■ SHORT EXERCISE
Within the records that follow, find every line containing the string "this". Copy those lines.

■ MATERIAL SHOWN
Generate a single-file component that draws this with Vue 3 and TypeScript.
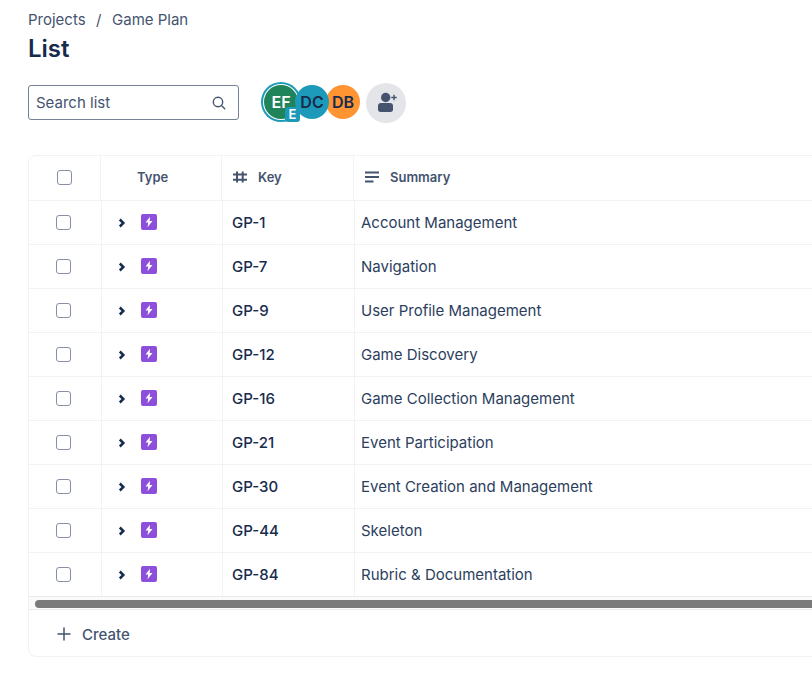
<script setup lang="ts">
interface Row { key: string; summary: string }
const rows: Row[] = [
  { key: 'GP-1', summary: 'Account Management' },
  { key: 'GP-7', summary: 'Navigation' },
  { key: 'GP-9', summary: 'User Profile Management' },
  { key: 'GP-12', summary: 'Game Discovery' },
  { key: 'GP-16', summary: 'Game Collection Management' },
  { key: 'GP-21', summary: 'Event Participation' },
  { key: 'GP-30', summary: 'Event Creation and Management' },
  { key: 'GP-44', summary: 'Skeleton' },
  { key: 'GP-84', summary: 'Rubric & Documentation' },
]
</script>

<template>
  <div class="page">
    <nav class="crumbs"><span>Projects</span><span class="sep">/</span><span>Game Plan</span></nav>
    <h1 class="title">List</h1>
    <div class="toolbar">
      <div class="search">
        <span class="placeholder">Search list</span>
        <svg width="16" height="16" viewBox="0 0 16 16" fill="none" stroke="#44546f" stroke-width="1.4">
          <circle cx="7" cy="7" r="4.7" />
          <path d="M10.5 10.5l3.2 3.2" stroke-linecap="round" />
        </svg>
      </div>
      <div class="avatars">
        <div class="avatar ef">EF<span class="badge">E</span></div>
        <div class="avatar dc">DC</div>
        <div class="avatar db">DB</div>
      </div>
      <div class="invite">
        <svg width="22" height="22" viewBox="0 0 22 22" fill="#44546f">
          <circle cx="10.700" cy="5.500" r="4.700" />
          <path d="M3 14c0-2 1-3 3-3h9c2 0 3 1 3 3v3.500c0 1.500-1 2.500-2.500 2.500h-10C4 20 3 19 3 17.500z" />
          <path d="M16.300 4.800h2V2.800h1.400v2h2v1.400h-2v2h-1.400v-2h-2z" />
        </svg>
      </div>
    </div>

    <div class="table">
      <div class="row head">
        <div class="cell c-check"><span class="box"></span></div>
        <div class="cell c-type"><span class="type-label">Type</span></div>
        <div class="cell c-key">
          <svg class="hash" width="16" height="16" viewBox="0 0 16 16" fill="none" stroke="#44546f" stroke-width="2">
            <path d="M5 2.500v11M10.700 2.500v11M1 5.500h14M1 10.800h14" />
          </svg>
          <span>Key</span>
        </div>
        <div class="cell c-summary">
          <svg class="lines" width="16" height="16" viewBox="0 0 16 16" fill="none" stroke="#44546f" stroke-width="2">
            <path d="M1 3.500h14M1 8h14M1 12.500h8.500" />
          </svg>
          <span>Summary</span>
        </div>
      </div>
      <div v-for="row in rows" :key="row.key" class="row body">
        <div class="cell c-check"><span class="box"></span></div>
        <div class="cell c-type">
          <svg class="chev" width="8" height="10" viewBox="0 0 8 10" fill="none" stroke="#172b4d" stroke-width="2.500">
            <path d="M1.800 1.500L5.300 5L1.800 8.500" />
          </svg>
          <span class="epic">
            <svg width="10" height="12" viewBox="0 0 10 12" fill="#fff">
              <path d="M6 0.800L1.500 6.600h2.700L3.500 11.200L8.500 5H5.700z" />
            </svg>
          </span>
        </div>
        <div class="cell c-key"><span class="key-text">{{ row.key }}</span></div>
        <div class="cell c-summary"><span class="summary-text">{{ row.summary }}</span></div>
      </div>
      <div class="scroll"><div class="thumb"></div></div>
      <div class="create">
        <svg width="16" height="16" viewBox="0 0 16 16" fill="none" stroke="#44546f" stroke-width="1.500">
          <path d="M8 1.500v13M1.500 8h13" />
        </svg>
        <span>Create</span>
      </div>
    </div>
  </div>
</template>

<style>
html, body { margin: 0; overflow: hidden; background: #fff; }
</style>

<style scoped>
.page {
  width: 812px;
  height: 676px;
  overflow: hidden;
  box-sizing: border-box;
  padding: 10px 0 0 28px;
  font-family: Inter, "Liberation Sans", sans-serif;
  color: #172b4d;
}
.crumbs {
  display: flex;
  gap: 10.5px;
  font-size: 15px;
  line-height: 20px;
  color: #44546f;
}
.title {
  margin: 4px 0 0;
  font-size: 24px;
  line-height: 30px;
  font-weight: 600;
  color: #172b4d;
}
.toolbar {
  display: flex;
  align-items: flex-start;
  margin-top: 19px;
  height: 40px;
}
.search {
  width: 211px;
  height: 35px;
  margin-top: 2px;
  box-sizing: border-box;
  border: 1px solid #758195;
  border-radius: 3px;
  display: flex;
  align-items: center;
  justify-content: space-between;
  padding: 0 11px 0 7px;
}
.placeholder { font-size: 15px; color: #44546f; }
.avatars { display: flex; margin-left: 22px; margin-top: 2px; }
.avatar {
  width: 34px;
  height: 34px;
  border-radius: 50%;
  display: flex;
  align-items: center;
  justify-content: center;
  font-size: 16px;
  font-weight: 600;
  position: relative;
}
.ef {
  background: #1f845a;
  color: #fff;
  box-shadow: 0 0 0 1px #fff, 0 0 0 3px #1d9aba;
  margin-left: 3px;
  z-index: 1;
}
.dc { background: #1d9aba; color: #172b4d; margin-left: -3px; z-index: 2; }
.db { background: #ff9433; color: #172b4d; margin-left: -3px; z-index: 1; }
.badge {
  position: absolute;
  right: -2px;
  bottom: -3px;
  width: 15px;
  height: 15px;
  background: #1d9aba;
  color: #fff;
  font-size: 13px;
  font-weight: 600;
  line-height: 15px;
  text-align: center;
  border-radius: 3px;
}
.invite {
  width: 40px;
  height: 40px;
  margin-left: 6px;
  border-radius: 50%;
  background: #e4e5e9;
  display: flex;
  align-items: center;
  justify-content: center;
}
.table {
  margin-top: 32px;
  width: 900px;
  border: 1px solid #f1f2f4;
  border-radius: 8px;
  box-sizing: border-box;
}
.row { display: flex; border-bottom: 1px solid #f1f2f4; }
.head { height: 45px; box-sizing: border-box; }
.body { height: 44px; box-sizing: border-box; }
.cell {
  display: flex;
  align-items: center;
  box-sizing: border-box;
  border-right: 1px solid #f1f2f4;
}
.c-check { width: 72px; justify-content: center; }
.c-type { width: 121px; }
.c-key { width: 132px; }
.c-summary { flex: 1; border-right: 0; }
.body .c-check { width: 73px; padding-right: 4px; }
.box {
  width: 15px;
  height: 15px;
  box-sizing: border-box;
  border: 1.5px solid #8590a2;
  border-radius: 3px;
  background: #fff;
  margin-bottom: 1px;
}
.head .cell {
  font-size: 13px;
  font-weight: 600;
  color: #44546f;
  padding-bottom: 2px;
}
.head .box { margin-bottom: 0; }
.head .c-type { padding-left: 36px; }
.head .c-key { padding-left: 10px; gap: 10px; }
.head .c-summary { padding-left: 10px; gap: 10px; }
.body .c-type { padding-left: 16px; }
.body .c-key { padding-left: 9px; }
.body .c-summary { padding-left: 6px; }
.chev { flex: none; margin-right: 15px; }
.epic {
  width: 16px;
  height: 16px;
  background: #8b4fdb;
  border-radius: 2px;
  display: flex;
  align-items: center;
  justify-content: center;
  margin-top: -1px;
}
.key-text { font-size: 15px; font-weight: 500; color: #172b4d; }
.summary-text { font-size: 15px; color: #2c3e5d; }
.scroll {
  height: 14px;
  background: #fafafa;
  border-bottom: 1px solid #ebebeb;
  border-top: 1px solid #ebebeb;
  box-sizing: border-box;
  display: flex;
  align-items: center;
  padding-left: 6px;
  padding-top: 2px;
  margin-top: -1px;
}
.thumb { width: 860px; height: 8px; background: #7a7a7a; border-radius: 4px; }
.create {
  height: 46px;
  box-sizing: border-box;
  padding-top: 2px;
  display: flex;
  align-items: center;
  gap: 10px;
  padding-left: 27px;
  font-size: 15px;
  font-weight: 500;
  color: #44546f;
}
</style>
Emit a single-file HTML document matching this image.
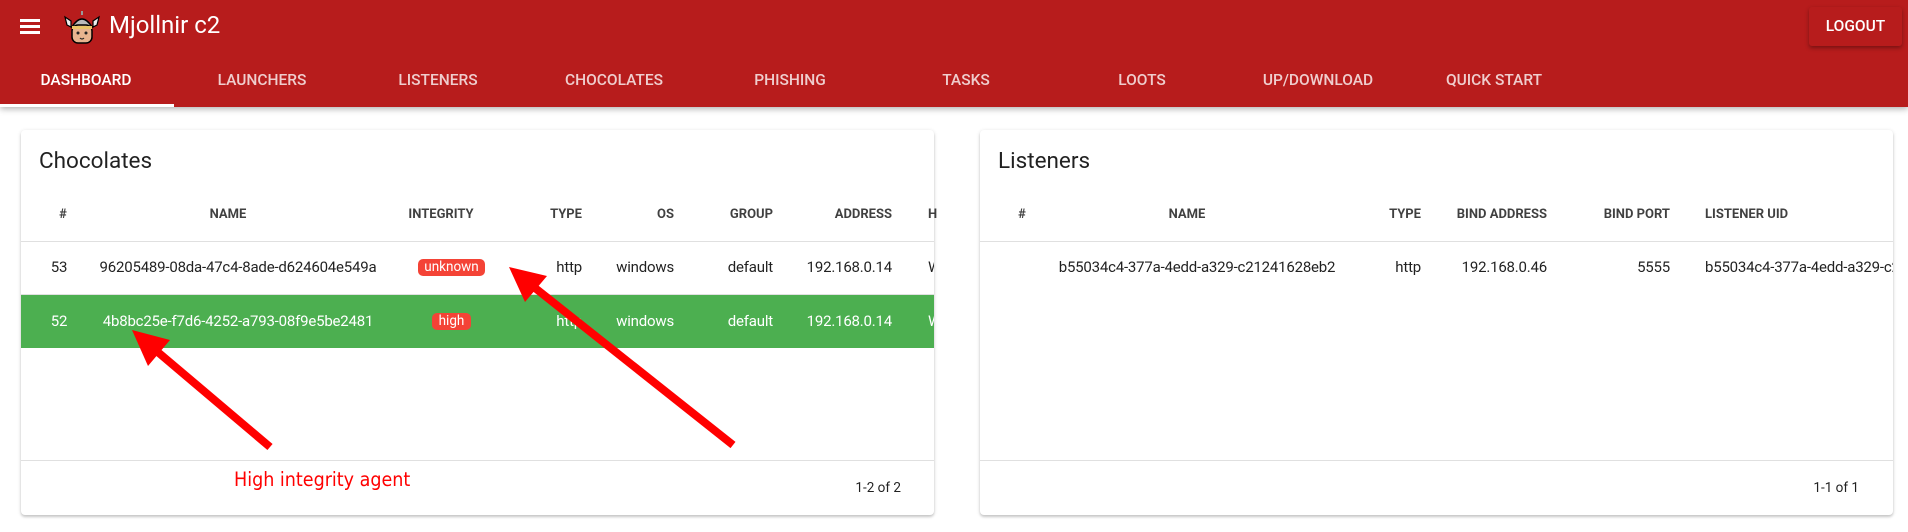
<!DOCTYPE html>
<html><head><meta charset="utf-8"><style>
*{margin:0;padding:0;box-sizing:border-box}
body{width:1908px;height:532px;overflow:hidden;background:#fff;font-family:"Roboto","Liberation Sans",sans-serif;position:relative;color:rgba(0,0,0,.87)}
.a{position:absolute;white-space:nowrap}
.bar{position:absolute;left:0;top:0;width:1908px;height:107px;background:#b71c1c;box-shadow:0 2px 6px rgba(0,0,0,.3)}
.tab{position:absolute;top:71px;width:176px;text-align:center;color:rgba(255,255,255,.78);font-size:15.5px;font-weight:500;line-height:18px;white-space:nowrap}
.card{position:absolute;top:130px;height:385px;background:#fff;border-radius:4px;box-shadow:0 2px 2px rgba(0,0,0,.14),0 1px 4px rgba(0,0,0,.14);overflow:hidden}
.th{position:absolute;top:207px;font-size:13px;font-weight:700;color:rgba(0,0,0,.75);line-height:16px;white-space:nowrap}
.td{position:absolute;font-size:15px;line-height:18px;white-space:nowrap;letter-spacing:-0.2px}
.line{position:absolute;height:1px;background:#e0e0e0}
.chip{position:absolute;background:#f44336;color:#fff;border-radius:5px;font-size:13.5px;text-align:center;line-height:17px;height:17px;white-space:nowrap}
</style></head><body>
<div class="bar"></div>
<div class="a" style="left:20px;top:19px;width:20px;height:3px;background:#fff"></div>
<div class="a" style="left:20px;top:25px;width:20px;height:3px;background:#fff"></div>
<div class="a" style="left:20px;top:31px;width:20px;height:3px;background:#fff"></div>
<svg class="a" style="left:63px;top:9px" width="38" height="36" viewBox="0 0 38 36">
<path d="M2 8 L8 12 L8 18 L4 16Z M36 8 L30 12 L30 18 L34 16Z" fill="#eee" stroke="#000" stroke-width="1.2"/>
<path d="M9 18 Q19 2 29 18Z" fill="#bbb" stroke="#000" stroke-width="1.5"/>
<rect x="18" y="2" width="2" height="4" fill="#999"/>
<rect x="9" y="16" width="20" height="18" rx="6" fill="#e8b48f" stroke="#000" stroke-width="1.5"/>
<path d="M9 17 H29 V20 H9Z" fill="#e9c468"/>
<circle cx="15" cy="24" r="1.5" fill="#222"/><circle cx="23" cy="24" r="1.5" fill="#222"/>
<path d="M17 29 Q19 31 21 29" stroke="#222" fill="none" stroke-width="1.2"/>
</svg>
<div class="a" style="left:109px;top:10px;font-size:24px;color:#fff;line-height:30px">Mjollnir c2</div>
<div class="a" style="left:1809px;top:7px;width:93px;height:39px;background:#b71c1c;box-shadow:0 2px 4px rgba(0,0,0,.35);border-radius:3px;color:#fff;font-size:15.5px;font-weight:500;text-align:center;line-height:39px">LOGOUT</div>
<div class="tab" style="left:-2px;color:#fff">DASHBOARD</div>
<div class="tab" style="left:174px">LAUNCHERS</div>
<div class="tab" style="left:350px">LISTENERS</div>
<div class="tab" style="left:526px">CHOCOLATES</div>
<div class="tab" style="left:702px">PHISHING</div>
<div class="tab" style="left:878px">TASKS</div>
<div class="tab" style="left:1054px">LOOTS</div>
<div class="tab" style="left:1230px">UP/DOWNLOAD</div>
<div class="tab" style="left:1406px">QUICK START</div>
<div class="a" style="left:0;top:104px;width:174px;height:3px;background:#fff"></div>

<div class="card" style="left:21px;width:913px"></div>
<div class="card" style="left:980px;width:913px"></div>

<div class="a" style="left:39px;top:147px;font-size:22.5px;line-height:28px">Chocolates</div>
<div class="a" style="left:998px;top:147px;font-size:22.5px;line-height:28px">Listeners</div>

<div style="position:absolute;left:21px;top:130px;width:913px;height:385px;overflow:hidden">
<div class="line" style="left:0;top:111px;width:913px"></div>
<div class="a" style="left:0;top:165px;width:913px;height:53px;background:#4caf50"></div>
<div class="line" style="left:0;top:164px;width:913px"></div>
<div class="line" style="left:0;top:330px;width:913px"></div>
</div>
<div class="th" style="left:43px;width:40px;text-align:center">#</div>
<div class="th" style="left:168px;width:120px;text-align:center">NAME</div>
<div class="th" style="left:391px;width:100px;text-align:center">INTEGRITY</div>
<div class="th" style="left:482px;width:100px;text-align:right">TYPE</div>
<div class="th" style="left:574px;width:100px;text-align:right">OS</div>
<div class="th" style="left:673px;width:100px;text-align:right">GROUP</div>
<div class="th" style="left:792px;width:100px;text-align:right">ADDRESS</div>
<div class="th" style="left:928px">H</div>

<div class="td" style="left:39px;top:258px;width:40px;text-align:center">53</div>
<div class="td" style="left:98px;top:258px;width:280px;text-align:center">96205489-08da-47c4-8ade-d624604e549a</div>
<div class="chip" style="left:418px;top:259px;width:67px">unknown</div>
<div class="td" style="left:482px;top:258px;width:100px;text-align:right">http</div>
<div class="td" style="left:574px;top:258px;width:100px;text-align:right">windows</div>
<div class="td" style="left:673px;top:258px;width:100px;text-align:right">default</div>
<div class="td" style="left:792px;top:258px;width:100px;text-align:right">192.168.0.14</div>
<div class="td" style="left:928px;top:258px;width:6px;overflow:hidden">W</div>

<div class="td" style="left:39px;top:312px;width:40px;text-align:center;color:#fff">52</div>
<div class="td" style="left:98px;top:312px;width:280px;text-align:center;color:#fff">4b8bc25e-f7d6-4252-a793-08f9e5be2481</div>
<div class="chip" style="left:432px;top:313px;width:39px">high</div>
<div class="td" style="left:482px;top:312px;width:100px;text-align:right;color:#fff">http</div>
<div class="td" style="left:574px;top:312px;width:100px;text-align:right;color:#fff">windows</div>
<div class="td" style="left:673px;top:312px;width:100px;text-align:right;color:#fff">default</div>
<div class="td" style="left:792px;top:312px;width:100px;text-align:right;color:#fff">192.168.0.14</div>
<div class="td" style="left:928px;top:312px;width:6px;overflow:hidden;color:#fff">W</div>

<div class="a" style="left:801px;top:480px;width:100px;text-align:right;font-size:13.5px;line-height:16px">1-2 of 2</div>

<div class="line" style="left:980px;top:241px;width:913px"></div>
<div class="line" style="left:980px;top:460px;width:913px"></div>
<div class="th" style="left:1002px;width:40px;text-align:center">#</div>
<div class="th" style="left:1127px;width:120px;text-align:center">NAME</div>
<div class="th" style="left:1321px;width:100px;text-align:right">TYPE</div>
<div class="th" style="left:1427px;width:120px;text-align:right">BIND ADDRESS</div>
<div class="th" style="left:1570px;width:100px;text-align:right">BIND PORT</div>
<div class="th" style="left:1705px">LISTENER UID</div>
<div class="td" style="left:1057px;top:258px;width:280px;text-align:center">b55034c4-377a-4edd-a329-c21241628eb2</div>
<div class="td" style="left:1321px;top:258px;width:100px;text-align:right">http</div>
<div class="td" style="left:1427px;top:258px;width:120px;text-align:right">192.168.0.46</div>
<div class="td" style="left:1570px;top:258px;width:100px;text-align:right">5555</div>
<div class="td" style="left:1705px;top:258px;width:188px;overflow:hidden">b55034c4-377a-4edd-a329-c21241628eb2</div>
<div class="a" style="left:1759px;top:480px;width:100px;text-align:right;font-size:13.5px;line-height:16px">1-1 of 1</div>

<svg class="a" style="left:0;top:0" width="1908" height="532">
<line x1="733" y1="445" x2="530" y2="284" stroke="#f00" stroke-width="8"/>
<polygon points="509,267 525,302 547,276" fill="#f00"/>
<line x1="270" y1="447" x2="153" y2="348" stroke="#f00" stroke-width="8"/>
<polygon points="132,330 148,366 170,340" fill="#f00"/>
</svg>
<div class="a" style="left:234px;top:468px;font-size:19.5px;color:#f00;line-height:24px;font-family:'DejaVu Sans Condensed','Liberation Sans',sans-serif">High integrity agent</div>
</body></html>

■ TASK RESULT
Generate a single-file component that draws this with Vue 3 and TypeScript.
Emit a single-file HTML document matching this image.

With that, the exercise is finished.